The proposal would reduce the number of permits by half to match the 5,000 scooters currently being deployed on an average day, as well as set up a further discussion on the safety and logistics of dock-less vehicles. It would also create a bidding system for three scooter companies to service San Antonio. Jacks spoke on the issue, saying, “We think with three companies there will be less competition for that space on every corner, and the companies may identify other parts of town that they could disperse.”
As of now, scooters have already been prohibited from Alamo Plaza, Hemisfair, and La Villita, but there have still been 30,000 violations in these zones. With these violations accounting for 1.5% of all rides, the scooter companies worked hard to remove and relocate the infringing vehicles. The scooters themselves have also been programmed not be rentable from 11 pm to 6 am in order to promote safe scootering. The proposed policy would also reduce the maximum user speed to 15mph.

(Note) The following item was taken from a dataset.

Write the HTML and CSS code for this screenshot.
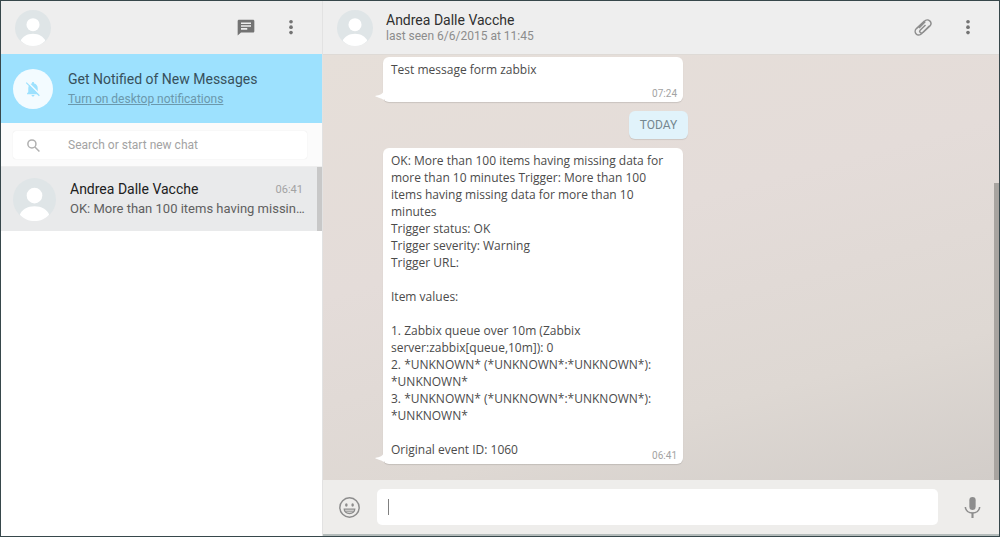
FILE: index.html
```html
<!DOCTYPE html>
<html lang="en">
<head>
  <meta charset="UTF-8" />
  <meta name="viewport" content="width=device-width, initial-scale=1.0" />
  <title>Chat - Andrea Dalle Vacche</title>
  <link rel="stylesheet" href="styles.css">
</head>
<body>
  <!-- shared drawings -->
  <svg class="defs" aria-hidden="true">
    <symbol id="avatar" viewBox="0 0 44 44">
      <circle cx="22" cy="22" r="22" fill="#dfe5e7"/>
      <circle cx="22" cy="18" r="8" fill="#fff"/>
      <path d="M7 37.500C9 32.500 15 29 22 29s13 3.500 15 8.500C33 41.500 28 44 22 44S11 41.500 7 37.500z" fill="#fff"/>
    </symbol>
    <symbol id="dots" viewBox="0 0 24 24">
      <circle cx="12" cy="4.500" r="2.200"/>
      <circle cx="12" cy="11" r="2.200"/>
      <circle cx="12" cy="17.500" r="2.200"/>
    </symbol>
    <symbol id="tail" viewBox="0 0 9 10">
      <path d="M9 0C8 4 5 5 0 6c3 2 5 1.500 9 4z" fill="#fff"/>
    </symbol>
  </svg>

  <div class="app">
    <aside class="sidebar">
      <header class="bar">
        <svg class="avatar"><use href="#avatar"/></svg>
        <div class="actions">
          <button type="button" aria-label="New chat">
            <svg class="icon" viewBox="0 0 24 24"><path d="M20.500 2H3.500C2.700 2 2 2.700 2 3.500V21l4-3.500h14.500c.8 0 1.500-.7 1.500-1.500V3.500C22 2.700 21.300 2 20.500 2zM13.500 14H6v-2h7.500v2zm4.500-3.500H6V8.700h12v1.800zm0-3.300H6V5.300h12v1.900z"/></svg>
          </button>
          <button type="button" aria-label="Menu">
            <svg class="icon"><use href="#dots"/></svg>
          </button>
        </div>
      </header>

      <div class="notice">
        <span class="bell">
          <svg viewBox="0 0 24 24">
            <path d="M12 2.500c-.9 0-1.500.7-1.500 1.500v.7C7.500 5.400 5.700 7.800 5.700 11v5L4 18v1h16v-1l-1.700-2v-5c0-3.200-1.800-5.600-4.800-6.300V4c0-.8-.6-1.500-1.500-1.500zM10 20c0 1.200.9 2 2 2s2-.8 2-2z" fill="#9de1fe"/>
            <path d="M4.500 2.500l17 17" stroke="#f3fbff" stroke-width="2"/>
            <path d="M3 3.500l17.500 17.500" stroke="#9de1fe" stroke-width="1.600"/>
          </svg>
        </span>
        <div>
          <div class="notice-title">Get Notified of New Messages</div>
          <a href="#">Turn on desktop notifications</a>
        </div>
      </div>

      <div class="search">
        <label class="search-box">
          <svg viewBox="0 0 16 16" fill="none" stroke="#b0b0b0" stroke-width="1.600"><circle cx="6.300" cy="6.300" r="4.300"/><path d="M9.500 9.500l4.800 4.800"/></svg>
          <input type="text" placeholder="Search or start new chat" aria-label="Search or start new chat">
        </label>
      </div>

      <div class="chat-list">
        <div class="chat">
          <svg class="avatar-large"><use href="#avatar"/></svg>
          <div class="chat-body">
            <div class="chat-top">
              <span class="chat-name">Andrea Dalle Vacche</span>
              <span class="chat-time">06:41</span>
            </div>
            <div class="chat-last">OK: More than 100 items having missin…</div>
          </div>
        </div>
        <div class="list-thumb"></div>
      </div>
    </aside>

    <main class="main">
      <header class="bar">
        <svg class="avatar"><use href="#avatar"/></svg>
        <div class="contact">
          <div class="contact-name">Andrea Dalle Vacche</div>
          <div class="contact-seen">last seen 6/6/2015 at 11:45</div>
        </div>
        <div class="actions">
          <button type="button" aria-label="Attach">
            <svg class="icon clip" viewBox="0 0 24 24"><path d="M19.500 9.500l-9.300 9.300c-1.900 1.900-4.700 2-6.400.3s-1.600-4.500.3-6.400L13.700 3.800c1.800-1.800 4.700-2 6.400-.3M20.100 3.500c2.100 1.700 2 4.200.2 6L12 17.200c-1.200 1.200-2.600 1.100-3.400.3s-.8-2.100.2-3.100l6.200-6M14.600 4.500l-7.400 7.400"/></svg>
          </button>
          <button type="button" aria-label="Menu">
            <svg class="icon"><use href="#dots"/></svg>
          </button>
        </div>
      </header>

      <section class="messages">
        <div class="bubble">
          <div class="text">Test message form zabbix</div>
          <div class="last-line">
            <time>07:24</time>
          </div>
          <svg class="tail"><use href="#tail"/></svg>
        </div>

        <div class="day">TODAY</div>

        <div class="bubble">
          <div class="text">OK: More than 100 items having missing data for more than 10 minutes Trigger: More than 100 items having missing data for more than 10 minutes
Trigger status: OK
Trigger severity: Warning
Trigger URL:

Item values:

1. Zabbix queue over 10m (Zabbix server:zabbix[queue,10m]): 0
2. *UNKNOWN* (*UNKNOWN*:*UNKNOWN*): *UNKNOWN*
3. *UNKNOWN* (*UNKNOWN*:*UNKNOWN*): *UNKNOWN*

</div>
          <div class="last-line">
            <span>Original event ID: 1060</span>
            <time>06:41</time>
          </div>
          <svg class="tail"><use href="#tail"/></svg>
        </div>
        <div class="messages-thumb"></div>
      </section>

      <footer class="composer">
        <button type="button" aria-label="Emoji">
          <svg viewBox="0 0 20 20">
            <circle cx="10" cy="10" r="9.200" fill="none" stroke="#8d8d8d" stroke-width="1.400"/>
            <ellipse cx="7" cy="7.700" rx="1.200" ry="1.700" fill="#8d8d8d"/>
            <ellipse cx="13" cy="7.700" rx="1.200" ry="1.700" fill="#8d8d8d"/>
            <path d="M5 11.500h10c0 2.500-2.200 4.200-5 4.200s-5-1.700-5-4.200z" fill="none" stroke="#8d8d8d" stroke-width="1.300"/>
            <path d="M5.500 13.500h9" stroke="#8d8d8d"/>
          </svg>
        </button>
        <input type="text" aria-label="Message">
        <button type="button" aria-label="Record">
          <svg viewBox="0 0 20 20">
            <rect x="7" y="0" width="6" height="12.500" rx="3" fill="#8d8d8d"/>
            <path d="M3.200 9.500c.3 3.600 3.200 5.800 6.800 5.800s6.500-2.200 6.800-5.800" fill="none" stroke="#8d8d8d" stroke-width="1.500"/>
            <path d="M10 15v5" stroke="#8d8d8d" stroke-width="2"/>
          </svg>
        </button>
      </footer>
    </main>
  </div>
</body>
</html>
```
FILE: styles.css
```css
* {
  box-sizing: border-box;
}
body {
  margin: 0;
  font-family: Roboto, sans-serif;
  color: #4b4b4b;
}
button {
  display: flex;
  padding: 0;
  border: none;
  background: none;
  cursor: pointer;
}
.defs {
  position: absolute;
  width: 0;
  height: 0;
}
.app {
  display: flex;
  height: 100vh;
  border: 1px solid #37474b;
  background-color: #ffffff;
}

/* left column */
.sidebar {
  width: 32%;
  min-width: 321px;
  flex: none;
}
.bar {
  display: flex;
  align-items: center;
  height: 53px;
  padding: 0 21px 0 14px;
  background-color: #eeeeee;
}
.avatar {
  width: 36px;
  height: 36px;
  flex: none;
}
.actions {
  display: flex;
  gap: 25px;
  margin-left: auto;
}
.icon {
  width: 20px;
  height: 20px;
  fill: #737373;
}
.clip {
  fill: none;
  stroke: #8d8d8d;
  stroke-width: 1.8;
}
.notice {
  display: flex;
  align-items: center;
  gap: 15px;
  height: 69px;
  padding-left: 12px;
  background-color: #9de1fe;
}
.bell {
  display: flex;
  align-items: center;
  justify-content: center;
  width: 40px;
  height: 40px;
  border-radius: 50%;
  background-color: #f3fbff;
}
.bell svg {
  width: 18px;
  height: 18px;
}
.notice-title {
  font-size: 14px;
  line-height: 20px;
  color: #37505b;
}
.notice a {
  display: block;
  font-size: 12px;
  line-height: 20px;
  color: #6b98ac;
}
.search {
  padding: 8px 15px 7px 12px;
  background-color: #fbfbfb;
  border-bottom: 1px solid #eeeeee;
}
.search-box {
  display: flex;
  align-items: center;
  height: 28px;
  padding-left: 13px;
  gap: 27px;
  border-radius: 3px;
  background-color: #ffffff;
  box-shadow: 0 0 1px #dddddd;
}
.search-box svg {
  width: 15px;
  height: 15px;
}
.search-box input {
  flex: 1;
  min-width: 0;
  padding: 0;
  border: none;
  outline: none;
  font-family: inherit;
  font-size: 12px;
}
.search-box input::placeholder {
  color: #a3a3a3;
}
.chat-list {
  position: relative;
}
.chat {
  display: flex;
  align-items: center;
  gap: 14px;
  height: 64px;
  padding: 0 19px 0 12px;
  background-color: #e9eaeb;
}
.avatar-large {
  width: 43px;
  height: 43px;
  flex: none;
}
.chat-body {
  flex: 1;
  min-width: 0;
}
.chat-top {
  display: flex;
  align-items: center;
  justify-content: space-between;
}
.chat-name {
  font-size: 14px;
  line-height: 20px;
  color: #202020;
}
.chat-time {
  font-size: 11px;
  color: #a3a3a3;
}
.chat-last {
  font-size: 13px;
  line-height: 20px;
  color: #606060;
  white-space: nowrap;
}
.list-thumb {
  position: absolute;
  top: 0;
  right: 0;
  width: 5px;
  height: 100%;
  background-color: #c8c8c8;
}

/* conversation */
.main {
  display: flex;
  flex-direction: column;
  flex: 1;
  min-width: 0;
  border-left: 1px solid #e2e2e2;
}
.contact {
  margin-left: 13px;
  padding-bottom: 2px;
}
.contact-name {
  font-size: 14px;
  line-height: 18px;
  color: #303030;
}
.contact-seen {
  font-size: 12px;
  line-height: 14px;
  color: #8c8c8c;
}
.messages {
  position: relative;
  flex: 1;
  display: flex;
  flex-direction: column;
  justify-content: flex-end;
  gap: 9px;
  padding: 0 65px 16px 60px;
  overflow: hidden;
  border-top: 1px solid #dedad6;
  background: linear-gradient(165deg, #e6dfd9 0%, #e4dcd9 40%, #ded8d3 75%, #d2cdc9 100%);
}
.bubble {
  position: relative;
  display: flex;
  flex-direction: column;
  width: 300px;
  min-height: 45px;
  padding: 4px 6px 2px 8px;
  border-radius: 6px;
  background-color: #ffffff;
  box-shadow: 0 1px 1px rgba(0, 0, 0, 0.12);
  font-family: "Open Sans", sans-serif;
  font-size: 12px;
  line-height: 17px;
}
.text {
  white-space: pre-wrap;
}
.last-line {
  display: flex;
  align-items: flex-end;
  margin-top: auto;
}
.last-line span {
  padding-bottom: 4px;
}
.last-line time {
  margin-left: auto;
  font-family: Roboto, sans-serif;
  font-size: 10px;
  line-height: 12px;
  color: #a3a3a3;
}
.tail {
  position: absolute;
  left: -8px;
  bottom: 2px;
  width: 9px;
  height: 10px;
}
.day {
  align-self: center;
  padding: 0 11px;
  border-radius: 6px;
  font-size: 12px;
  line-height: 28px;
  color: #75878f;
  background-color: #e1f3fb;
  box-shadow: 0 1px 1px rgba(0, 0, 0, 0.1);
}
.messages-thumb {
  position: absolute;
  right: 0;
  bottom: 0;
  width: 5px;
  height: 70%;
  background-color: #a8a4a0;
}
.composer {
  display: flex;
  align-items: center;
  gap: 17px;
  height: 56px;
  padding: 0 16px;
  background-color: #eeedeb;
  border-bottom: 2px solid #b4bcbb;
}
.composer svg {
  width: 21px;
  height: 21px;
}
.composer input {
  flex: 1;
  min-width: 0;
  height: 36px;
  margin-right: 7px;
  padding: 0 11px;
  border: none;
  border-radius: 5px;
  outline: none;
  font-family: inherit;
  font-size: 14px;
  background: linear-gradient(#808080, #808080) 11px center / 1px 16px no-repeat #ffffff;
}
```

Shirley Gonzales of District 5 is against designating a separate policy and bidding process. She believes scooters can fit within our current goals for alternative transportation and brought up the issue of accessibility, suggesting that ADA options be included in the proposal as well. Clayton Perry of District 10 noted that although scooters are disruptive, so too were cellphones when they were first introduced. He also remarked that there should be an increased amount of visibility in the process of selecting the providers, since choosing the three scooter companies that get to remain within city limits would be a high profile bidding process. Mayor Nirenberg urged the Council to take a light approach to the scooters and trust the market.
Number of Scooters in SA by Brand
The seven current scooter companies operating in the city are (in order of # of scooters): Bird, Lime, Jump, Lyft, Razor, Spin, and Blue Duck. The proposed policy, if approved by the city council, would not go into effect until October 2019 and would completely eliminate sidewalk riding and reduce the number of total scooters to 5,000 provided by the three remaining vendors.